Cuando los medios de comunicación se enfocan en neutralizar nuestras propias experiencias de injusticia social a base de captar nuestra atención y desviarla hacia problemas y debates que nos la enajenan, buscan desmantelar nuestras intuiciones y, de ese modo, tal y como ha sucedido, desintegrar lo que llamo un sentido común de izquierdas. De alguna manera, la pérdida del sentido común de izquierdas es el resultado de una fuerte enajenación colectiva, de una escisión profunda entre la experiencia y las intuiciones que pudieran derivarse de ella y las acciones y posiciones que declaramos y que nos alejan más si cabe de nuestra realidad concreta.
Vayamos a un ejemplo particularmente elocuente. En un país en el que existe un problema objetivo, masivo y multidimensional con la vivienda, las noticias relacionadas con el mal llamado fenómeno de la “okupación” copan un espacio informativo y por ende publicitario que no guarda relación alguna con la realidad. Tanto es así que, al momento de ponderar seriamente el asunto, solo un porcentaje insignificante de la ciudadanía lo percibe como un verdadero problema.
Otro ejemplo recurrente es la inmigración, que los españoles y las españolas, esta vez sí, ya parecen ir colocando entre sus principales problemas.
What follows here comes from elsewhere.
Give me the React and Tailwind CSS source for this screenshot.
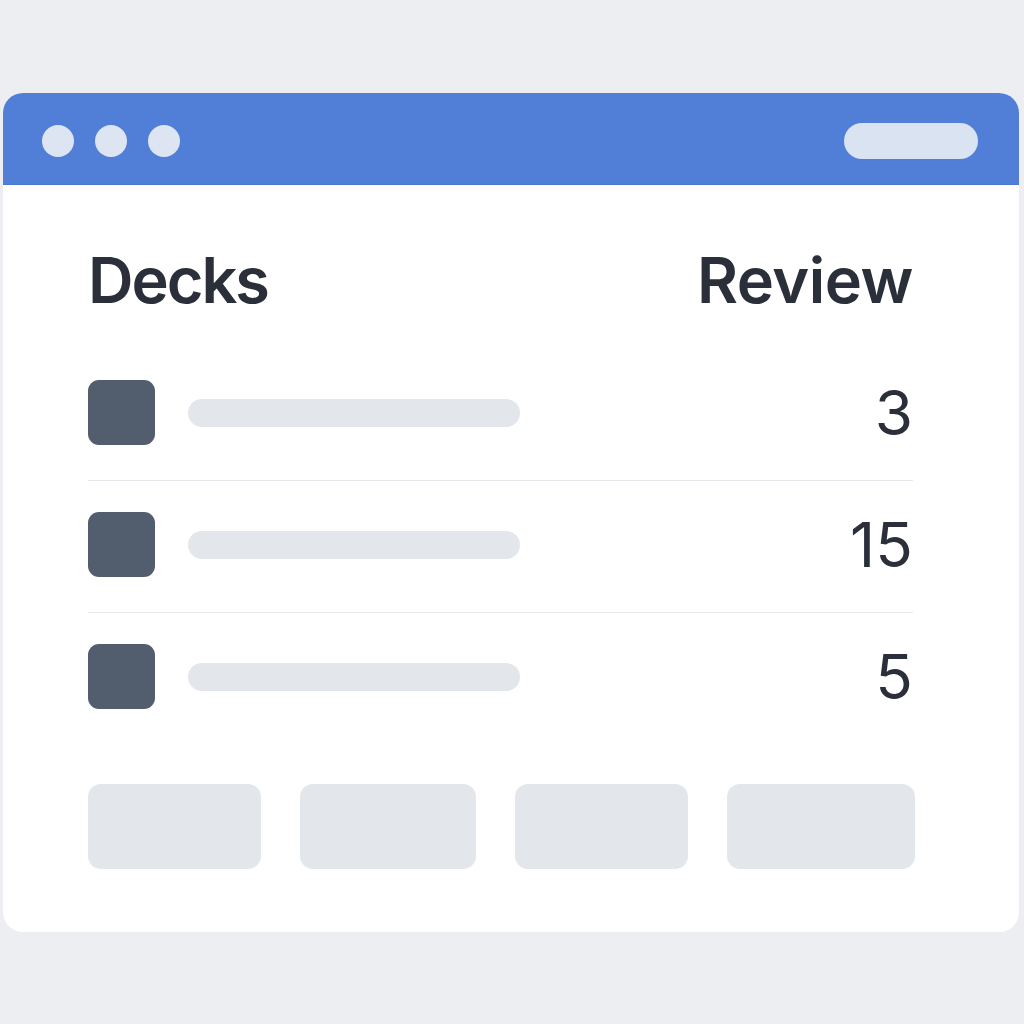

La inmigración es objeto de una mayor ansiedad social porque, a diferencia de la okupación, que se presenta como un fenómeno únicamente relacionado con la propiedad privada y la seguridad, plantea un imaginario social con capacidad para subsumir todos los conflictos sociales en uno solo. Esto ofrece una explicación de la injusticia que experimentamos que no requiere análisis complejos y que, a cambio, proporciona justificación y permite canalizar la ira que los desafueros provocan en cualquier ser humano. A los inmigrantes se les pueden imputar los problemas más variados; desde acaparar prestaciones sociales hasta robarnos el trabajo, pasando por violar mujeres o contaminar la raza como sucede cuando entra en funcionamiento la islamofobia.
Lo que tanto la okupación como la inmigración, asuntos ambos con dimensiones y posibilidades de evocación social muy distintas tienen en común, es el marco securitario; el discurso de la confrontación y de control social en cuyo nombre los derechos civiles se recortan y los derechos sociales tienden a resultar cuestionados. Esto último es así porque cuando la vulnerabilidad social se percibe como un problema personal o como un estigma de pertenencia, entonces las políticas de reequilibrio y cohesión social tienden a perder legitimidad y arraigo.
Y en este punto estábamos cuando llegó el rearme para exacerbar aún más si cabe el marco securitario en el que las derechas patrias y mundiales han conseguido instalarnos. Es difícil, en este momento, encontrar algo más contrario al sentido común de izquierdas que vengo invocando. Las políticas de rearme suponen una declaración de guerra -permitidme la obviedad- a todo aquello que cualquier persona con sensibilidad social debería estar defendiendo justo ahora que los planteamientos reaccionarios y ultraderechistas marcan el ritmo y la dirección política incluso allí donde sus partidos no gobiernan. El militarismo creciente, la remasculinización rampante del debate público (con unos feminismos nuevamente arrinconados y condenados a actitudes defensivas), la silenciosa e inquietante merma de los derechos civiles y sociales, la contracción de las posibilidades de crítica y de disidencia nos colocan en una situación de asfixia del pálpito, de la intuición que necesitamos sostener y compartir para identificar las injusticias sociales y alinearnos para hacerles frente.
El clima bélico ha venido a barrer del todo el sentido común de izquierdas porque hace aún más difícil informar y opinar críticamente cuando las sociedades orientan todas sus energías hacia la defensa y porque, a la postre, no se conocen experiencias de rearme en la modernidad que no hayan concluido en guerras. Y en las guerras, ya sabéis, no hay más sentido común que el que marca la propia supervivencia.